In 2011, when the threat of default was present and Congress was up against a very similar deadline with the debt ceiling, the Dow plummeted 600 points in just one session on the heels of a credit downgrade from S&P from a platinum ‘AAA’ to ‘AA+’.

Analysts worry a similar event could happen if S&P or other ratings services decide to downgrade its outlook on U.S. debt before or after the mid-week deadline approaches.

How is Wall Street Reacting?

Despite the looming, and increasingly likely, threat of missing Thursday’s deadline, Wall Street remains optimistic. U.S. equity markets were flat to slightly lower in afternoon trading. 

Societe General’s Alvin Tan said the focus Tuesday remains largely on the Senate, and the outlook seems positive.

“The calculation is that a Senate fiscal deal that passes with strong support by Senate Republicans would permit the House Republican leadership to put the bill to a vote in the House of Representatives, where it would be passed by solid Democratic support with some Republican assistance,” he wrote in a note to clients Tuesday.

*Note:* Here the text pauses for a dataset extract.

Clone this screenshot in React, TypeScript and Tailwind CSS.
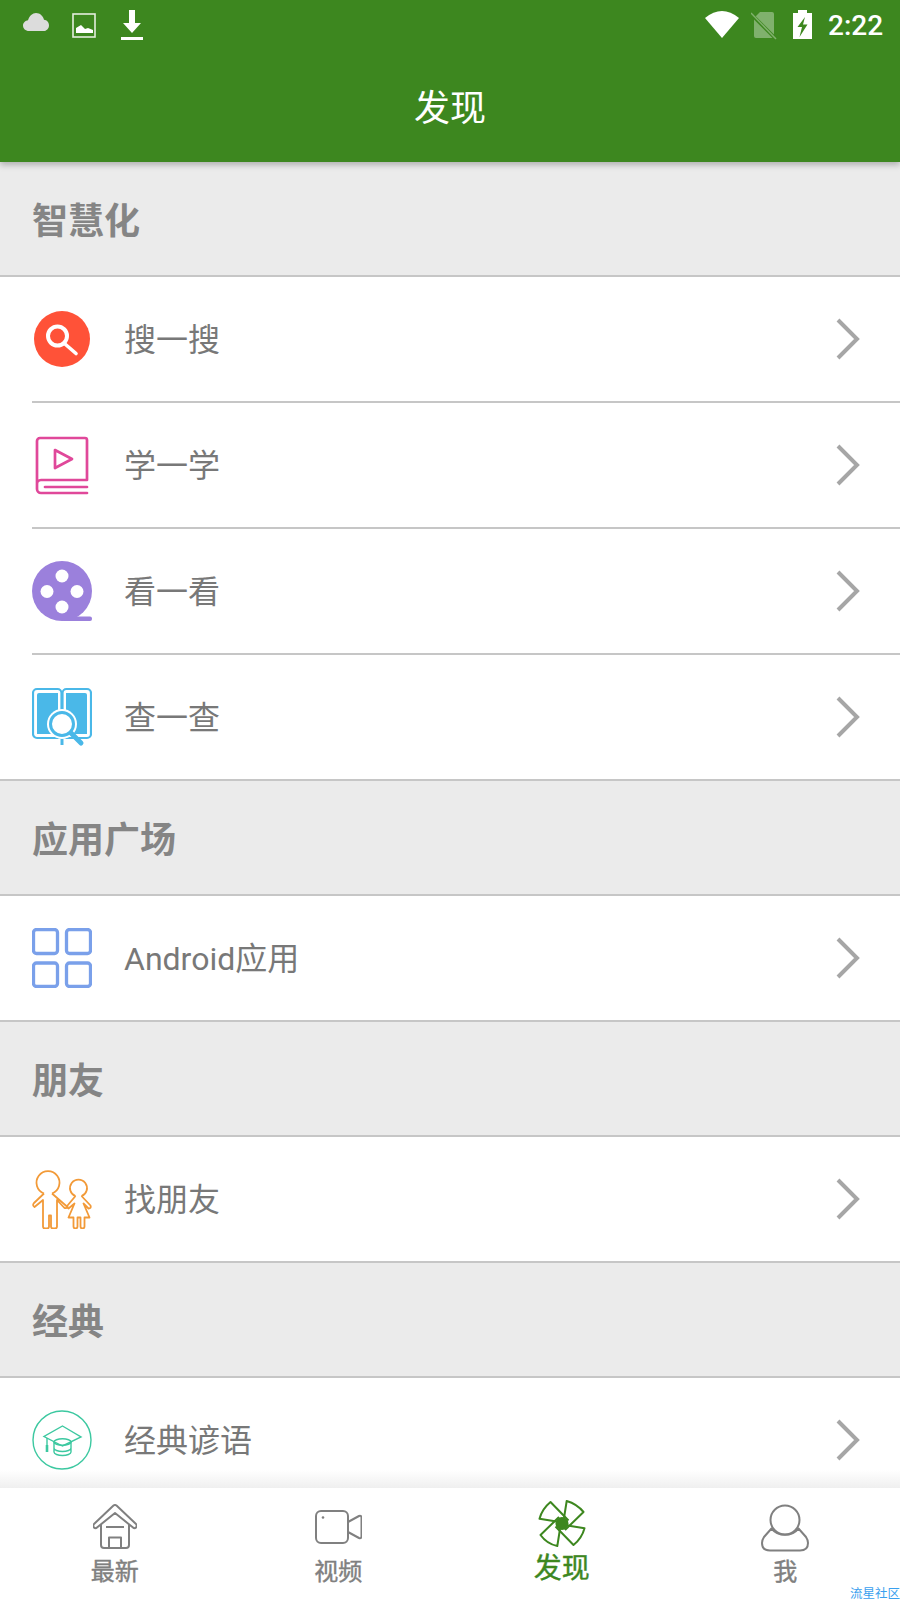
import React from 'react';

const GREEN = '#3d871f';

const Chevron: React.FC = () => (
  <svg width="24" height="42" viewBox="0 0 24 42" fill="none" className="shrink-0">
    <path d="M2 2l19 19L2 40" stroke="#a6a6a6" strokeWidth="4" />
  </svg>
);

const SearchIcon = () => (
  <svg width="60" height="60" viewBox="0 0 60 60" fill="none">
    <circle cx="30" cy="30" r="28" fill="#ff5238" />
    <circle cx="25.500" cy="27" r="9.500" stroke="#fff" strokeWidth="4" />
    <path d="M33 35l11 9.500" stroke="#fff" strokeWidth="3.600" strokeLinecap="round" />
  </svg>
);

const BookIcon = () => (
  <svg width="60" height="60" viewBox="0 0 60 60" fill="none" stroke="#e0489a" strokeWidth="2.700" strokeLinecap="round" strokeLinejoin="round">
    <path d="M5 49V6a3 3 0 0 1 3-3h45a2 2 0 0 1 2 2v40H9a4 4 0 0 0-4 4v5a4 4 0 0 0 4 4h46" />
    <path d="M13 52h42" />
    <path d="M23 15l17 9-17 9z" />
  </svg>
);

const FilmIcon = () => (
  <svg width="60" height="60" viewBox="0 0 60 60" fill="none">
    <circle cx="30" cy="30" r="30" fill="#9b80dc" />
    <rect x="30" y="55.500" width="30" height="4.500" rx="2" fill="#9b80dc" />
    <circle cx="30" cy="15" r="6.500" fill="#fff" />
    <circle cx="15" cy="30.500" r="6.500" fill="#fff" />
    <circle cx="45" cy="30.500" r="6.500" fill="#fff" />
    <circle cx="30" cy="46" r="6.500" fill="#fff" />
  </svg>
);

const LookupIcon = () => (
  <svg width="60" height="60" viewBox="0 0 60 60" fill="none">
    <rect x="1" y="2" width="28.500" height="49" rx="4" stroke="#4ab8e8" strokeWidth="2.200" />
    <rect x="30.500" y="2" width="28.500" height="49" rx="4" stroke="#4ab8e8" strokeWidth="2.200" />
    <path d="M5 8a2 2 0 0 1 2-2h19v41H5z" fill="#4ab8e8" />
    <path d="M34 6h19a2 2 0 0 1 2 2v39H34z" fill="#4ab8e8" />
    <path d="M30 50v8" stroke="#4ab8e8" strokeWidth="3" />
    <circle cx="30" cy="37" r="15" fill="#fff" />
    <circle cx="30" cy="37" r="11.500" fill="#fff" stroke="#4ab8e8" strokeWidth="3" />
    <path d="M39 46l10 10" stroke="#4ab8e8" strokeWidth="5" strokeLinecap="round" />
  </svg>
);

const GridIcon = () => (
  <svg width="60" height="60" viewBox="0 0 60 60" fill="none" stroke="#7aa0ea" strokeWidth="3.300">
    <rect x="1.500" y="1.500" width="24" height="24" rx="3" />
    <rect x="34.500" y="1.500" width="24" height="24" rx="3" />
    <rect x="1.500" y="35" width="24" height="23.500" rx="3" />
    <rect x="34.500" y="35" width="24" height="23.500" rx="3" />
  </svg>
);

const KidsIcon = () => (
  <svg width="60" height="60" viewBox="0 0 60 60" fill="none" stroke="#f29a38" strokeWidth="1.800" strokeLinejoin="round">
    <g transform="translate(0 1.500)">
      <path d="M12 23A11.500 11.500 0 1 1 20 23" />
      <path d="M12 23L2 32.500Q0 35 2.500 36.500L11 29.500V56Q11 58 13 58H15Q17 58 17 56V45H19V56Q19 58 21 58H23Q25 58 25 56V29.500L32 37Q34 38.500 35.500 36.500L20 23" />
      <g transform="translate(1.500 0)">
        <path d="M42 25.500A8.500 8.500 0 1 1 48 25.500" />
        <path d="M42 25.500L34 35Q33 37 35 38L41 33L35 47H40V56Q40 58 42 58Q44 58 44 56V47H47V56Q47 58 49 58Q51 58 51 56V47H56L50 33L55 38Q58 38 57 35L48 25.500" />
      </g>
    </g>
  </svg>
);

const GradIcon = () => (
  <svg width="60" height="60" viewBox="0 0 60 60" fill="none" stroke="#3cc8a0" strokeWidth="1.400">
    <circle cx="30" cy="30" r="29" />
    <path d="M30.500 16L49 27 30.500 36 12 26.500z" />
    <ellipse cx="30.500" cy="32" rx="8.500" ry="3.200" />
    <path d="M22 32v10c0 2 4 3.500 8.500 3.500S39 44 39 42V32M22 38c0 2 4 3.500 8.500 3.500S39 40 39 38" />
    <path d="M15 28v14" />
    <path d="M15 35v7" strokeWidth="2.600" />
  </svg>
);

const HomeIcon = () => (
  <svg width="44" height="46" viewBox="0 0 44 46" fill="none" stroke="#808080" strokeWidth="2" strokeLinejoin="round">
    <path d="M20.500 1.500Q22 .5 23.500 1.500L43 20Q44.500 22 43 23.500 41.500 25 40 23.500L22 9 4 23.500Q2.500 25 1 23.500-.5 22 1 20z" />
    <path d="M8 21V41a3 3 0 0 0 3 3H33a3 3 0 0 0 3-3V21M13 23H31" />
    <path d="M16 44V33.500H28V44" />
  </svg>
);

const VideoIcon = () => (
  <svg width="47" height="34" viewBox="0 0 47 34" fill="none" stroke="#808080" strokeWidth="2" strokeLinejoin="round">
    <rect x="1" y="1" width="32" height="32" rx="5" />
    <path d="M33 12l11-6Q46.500 5 46.500 8V26Q46.500 29 44 28L33 22" />
    <circle cx="8" cy="7.500" r="1.300" fill="#808080" stroke="none" />
  </svg>
);

const PinwheelIcon = () => (
  <svg width="48" height="48" viewBox="0 0 48 48" fill="none" stroke={GREEN} strokeWidth="2" strokeLinejoin="round">
    <path d="M26 18L28.700 1Q39 4 45.500 12L27 30" />
    <path d="M29.500 25.500L46.500 28.200Q44 38 35.500 45L17.500 26.500" />
    <path d="M22 29L19.300 46Q9 44 2.500 35L21 17" />
    <path d="M18.500 21.500L1.500 18.800Q4 9 12.500 2L30.500 20.500" />
    <circle cx="24" cy="23.500" r="6.500" fill={GREEN} stroke="none" />
  </svg>
);

const MeIcon = () => (
  <svg width="48" height="49" viewBox="0 0 48 49" fill="none" stroke="#808080" strokeWidth="2">
    <circle cx="24" cy="17" r="14.500" />
    <path d="M10.500 25.500L3 34Q1 37 1 40 1 47.500 9 47.500H39Q47 47.500 47 40 47 37 45 34L37.500 25.500A17.500 17.500 0 0 1 10.500 25.500z" strokeLinejoin="round" />
  </svg>
);

const StatusBar = () => (
  <div className="flex h-[52px] items-start text-white">
    <svg width="26" height="18" viewBox="0 0 26 18" className="ml-[23px] mt-[13px]" fill="#dcdcdc">
      <path d="M6 18C2.500 18 0 15.500 0 12.500S2.500 7.500 5 7.200C6.300 3 9.500 0 13 0c4 0 7 2.800 8 6.800 2.800.3 5 2.600 5 5.600S23.500 18 20.500 18z" />
    </svg>
    <svg width="24" height="25" viewBox="0 0 24 25" className="ml-[23px] mt-[13px]" fill="none">
      <rect x="1" y="1" width="22" height="23" stroke="#e4eede" strokeWidth="1.600" />
      <path d="M4 20v-5l5-3 4 4 3-1 5 2v3z" fill="#fff" />
    </svg>
    <svg width="22" height="30" viewBox="0 0 22 30" className="ml-[25px] mt-[10px]" fill="#fff">
      <path d="M8 0h6v13h6L11 23 2 13h6z" />
      <rect x="0" y="27" width="22" height="3" />
    </svg>
    <svg width="34" height="27" viewBox="0 0 34 27" className="ml-[562px] mt-[11px]" fill="#fff">
      <path d="M0 7Q17-7 34 7L17 27z" />
    </svg>
    <svg width="27" height="29" viewBox="0 0 27 29" className="ml-[12px] mt-[12px]">
      <path d="M9 0h12a2 2 0 0 1 2 2v24H5a2 2 0 0 1-2-2V6z" fill="#fff" fillOpacity="0.35" />
      <path d="M0 2l25 25" stroke={GREEN} strokeWidth="3.500" />
      <path d="M0 1l25 26" stroke="#fff" strokeOpacity="0.35" strokeWidth="1.500" />
    </svg>
    <svg width="19" height="29" viewBox="0 0 19 29" className="ml-[15px] mt-[10px]">
      <path d="M5 0h9v3h5v26H0V3h5z" fill="#fff" />
      <path d="M12 7L4.500 17H9L6.500 27l8-12.500H10z" fill={GREEN} />
    </svg>
    <span className="ml-[16px] mt-[9px] text-[28px] leading-[33px] font-medium">2:22</span>
  </div>
);

const SectionHead: React.FC<{ title: string }> = ({ title }) => (
  <div className="flex h-[115px] shrink-0 items-center border-b-2 border-[#c6c6c6] bg-[#ebebeb] pl-8 pt-[6px] text-[36px] font-bold text-[#858585]">
    {title}
  </div>
);

const Row: React.FC<{ icon: React.ReactNode; label: string; inset?: boolean }> = ({ icon, label, inset }) => (
  <div className={inset ? 'bg-white pl-8' : 'bg-white'}>
    <div className={inset ? 'flex h-[126px] items-center border-b-2 border-[#c6c6c6]' : 'flex h-[126px] items-center border-b-2 border-[#c6c6c6] pl-8'}>
      <div className="h-[60px] w-[60px] shrink-0">{icon}</div>
      <span className="ml-8 flex-1 pt-[2px] text-[32px] text-[#787878]">{label}</span>
      <div className="mr-[40px]">
        <Chevron />
      </div>
    </div>
  </div>
);

const Tab: React.FC<{ icon: React.ReactNode; label: string; active?: boolean; className?: string }> = ({ icon, label, active, className }) => (
  <div className={`flex flex-1 flex-col items-center ${active ? 'pt-3' : 'pt-[15px]'} ${className ?? ''}`}>
    <div className="flex h-[48px] items-center justify-center">{icon}</div>
    <span
      className={
        active
          ? 'mt-[5px] text-[28px] leading-[32px] text-[#3d871f] [-webkit-text-stroke:0.4px_#3d871f]'
          : 'mt-[6px] text-[24px] leading-[30px] text-[#808080] [-webkit-text-stroke:0.4px_#808080]'
      }
    >
      {label}
    </span>
  </div>
);

export default function App() {
  return (
    <div className="relative flex h-[1600px] w-[900px] flex-col overflow-hidden bg-white font-['Roboto','Noto_Sans_CJK_SC',sans-serif]">
      <header className="relative z-10 h-[162px] shrink-0 bg-[#3d871f] shadow-[0_3px_6px_rgba(0,0,0,0.25)]">
        <StatusBar />
        <div className="flex h-[110px] items-center justify-center pt-1 text-[36px] text-white">发现</div>
      </header>

      <main className="min-h-0 flex-1 overflow-hidden">
        <SectionHead title="智慧化" />
        <Row icon={<SearchIcon />} label="搜一搜" inset />
        <Row icon={<BookIcon />} label="学一学" inset />
        <Row icon={<FilmIcon />} label="看一看" inset />
        <Row icon={<LookupIcon />} label="查一查" />
        <SectionHead title="应用广场" />
        <Row icon={<GridIcon />} label="Android应用" />
        <SectionHead title="朋友" />
        <Row icon={<KidsIcon />} label="找朋友" />
        <SectionHead title="经典" />
        <Row icon={<GradIcon />} label="经典谚语" />
      </main>

      <nav className="relative flex h-[112px] shrink-0 bg-white">
        <div className="absolute bottom-full left-0 h-[18px] w-full bg-gradient-to-b from-white/0 to-[#efefef]" />
        <Tab icon={<HomeIcon />} label="最新" className="pl-[3px]" />
        <Tab icon={<VideoIcon />} label="视频" />
        <Tab icon={<PinwheelIcon />} label="发现" active />
        <Tab icon={<MeIcon />} label="我" className="pr-[3px]" />
        <span className="absolute right-0 bottom-0 text-[12.500px] leading-[12.500px] text-[#3aa0ee]">流星社区</span>
      </nav>
    </div>
  );
}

Similarly, Nomura U.S. chief economist Lewis Alexander noted Tuesday the talks among Senate leaders Reid and Minority Leader Mitch McConnell were cordial and interpreted as positive at the end of the day, but said that House Speaker John Boehner was not included in the talks does not bode well for the passage of any legislation in the House. Additionally, he said the short-term nature of the bill and the possibility for more fiscal uncertainty as a headwind for growth outlook are also major concerns coming out of Monday’s discussions into Tuesday.

Barclays remains optimistic about some kind of grand solution to the problem. In a note to clients Tuesday, Barry Knapp, head of U.S. equity strategy at the bank said the sand hasn’t run out yet.

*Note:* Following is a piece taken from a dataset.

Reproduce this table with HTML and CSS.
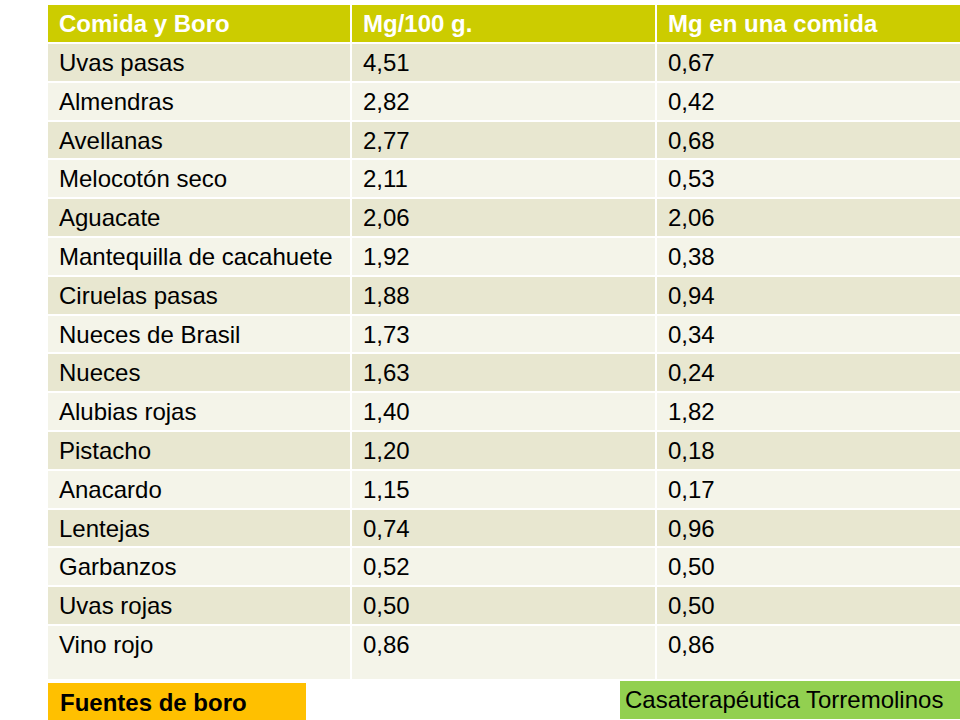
FILE: index.html
```html
<!DOCTYPE html>
<html lang="es">
<head>
<meta charset="utf-8">
<title>Fuentes de boro</title>
<link rel="stylesheet" href="styles.css">
</head>
<body>
<div class="slide">
  <div class="table">
    <div class="cell head">Comida y Boro</div><div class="cell head">Mg/100 g.</div><div class="cell head">Mg en una comida</div>
    <div class="cell dark">Uvas pasas</div><div class="cell dark">4,51</div><div class="cell dark">0,67</div>
    <div class="cell light">Almendras</div><div class="cell light">2,82</div><div class="cell light">0,42</div>
    <div class="cell dark">Avellanas</div><div class="cell dark">2,77</div><div class="cell dark">0,68</div>
    <div class="cell light">Melocotón seco</div><div class="cell light">2,11</div><div class="cell light">0,53</div>
    <div class="cell dark">Aguacate</div><div class="cell dark">2,06</div><div class="cell dark">2,06</div>
    <div class="cell light">Mantequilla de cacahuete</div><div class="cell light">1,92</div><div class="cell light">0,38</div>
    <div class="cell dark">Ciruelas pasas</div><div class="cell dark">1,88</div><div class="cell dark">0,94</div>
    <div class="cell light">Nueces de Brasil</div><div class="cell light">1,73</div><div class="cell light">0,34</div>
    <div class="cell dark">Nueces</div><div class="cell dark">1,63</div><div class="cell dark">0,24</div>
    <div class="cell light">Alubias rojas</div><div class="cell light">1,40</div><div class="cell light">1,82</div>
    <div class="cell dark">Pistacho</div><div class="cell dark">1,20</div><div class="cell dark">0,18</div>
    <div class="cell light">Anacardo</div><div class="cell light">1,15</div><div class="cell light">0,17</div>
    <div class="cell dark">Lentejas</div><div class="cell dark">0,74</div><div class="cell dark">0,96</div>
    <div class="cell light">Garbanzos</div><div class="cell light">0,52</div><div class="cell light">0,50</div>
    <div class="cell dark">Uvas rojas</div><div class="cell dark">0,50</div><div class="cell dark">0,50</div>
    <div class="cell light">Vino rojo</div><div class="cell light">0,86</div><div class="cell light">0,86</div>
  </div>
  <div class="footer">
    <div class="tag orange">Fuentes de boro</div>
    <div class="tag green">Casaterapéutica Torremolinos</div>
  </div>
</div>
</body>
</html>
```

FILE: styles.css
```css
html, body {
  margin: 0;
  padding: 0;
  background: #ffffff;
}

body {
  font-family: "Liberation Sans", Arial, sans-serif;
  color: #000000;
  width: 960px;
  height: 720px;
  overflow: hidden;
}

.slide {
  padding: 5px 0 0 48px;
}

.table {
  display: grid;
  grid-template-columns: 302px 303px 303px;
  grid-template-rows: 37px repeat(15, 36.8px) 53px;
  column-gap: 2px;
  row-gap: 2px;
}

.cell {
  font-size: 24px;
  line-height: 27px;
  padding: 5px 0 0 11px;
  white-space: nowrap;
}

.head {
  background: #cccc00;
  color: #ffffff;
  font-weight: bold;
}

.dark {
  background: #e8e7d0;
}

.light {
  background: #f4f4e9;
}

.footer {
  display: flex;
  justify-content: space-between;
  align-items: flex-start;
}

.tag {
  font-size: 24px;
  line-height: 27px;
  box-sizing: border-box;
}

.orange {
  background: #ffc000;
  font-weight: bold;
  width: 258px;
  height: 37px;
  margin-top: 4px;
  padding: 6px 0 0 12px;
}

.green {
  background: #92d050;
  width: 340px;
  height: 38px;
  margin-top: 2px;
  padding: 5px 0 0 5px;
}
```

“We expect an increase in the debt ceiling and a continuing resolution combined with a House/Senate conference (don’t call it a super committee) that is long enough to give the FOMC a reason to pass on restarting the reduction of asset purchases in October, thereby reducing the probability of December  taper,” he wrote.

But not everyone on the Street believes s policymakers can put differences and desires aside ahead of Thursday’s deadline. In a note to clients Monday, Goldman Sachs said if the House is eventually forced to take up and pass a Senate measure,  it’s unlikely they’ll be left holding an empty bag when time runs out – so they’ll pass it. But that’s not the be-all, end-all. The bank still ssees another possible outcome growing increasingly likely.

“There is still a chance Congress will manage to get the debt limit raised by October 17, but a resolution later this week or even this coming weekend also appears possible…Congress needs to raise the debt limit by October 17 to avoid disruptions, but missing the deadline by a few days would probably be manageable,” the bank noted.

 Potomac Research Group’s chief economist, Greg Valliere said the October 17 deadline is looking increasingly likely to slip, and even if a deal is done in time, the nation still faces another fiscal crisis in the not-so-distant future.

“The pivotal event in the next 48 hours will be in the House, where Boehner faces the biggest decision of his career.  But even if a deal is done by late this week, another shutdown crisis will loom on Jan. 15, with a new debt ceiling deadline on Feb. 7,” he said.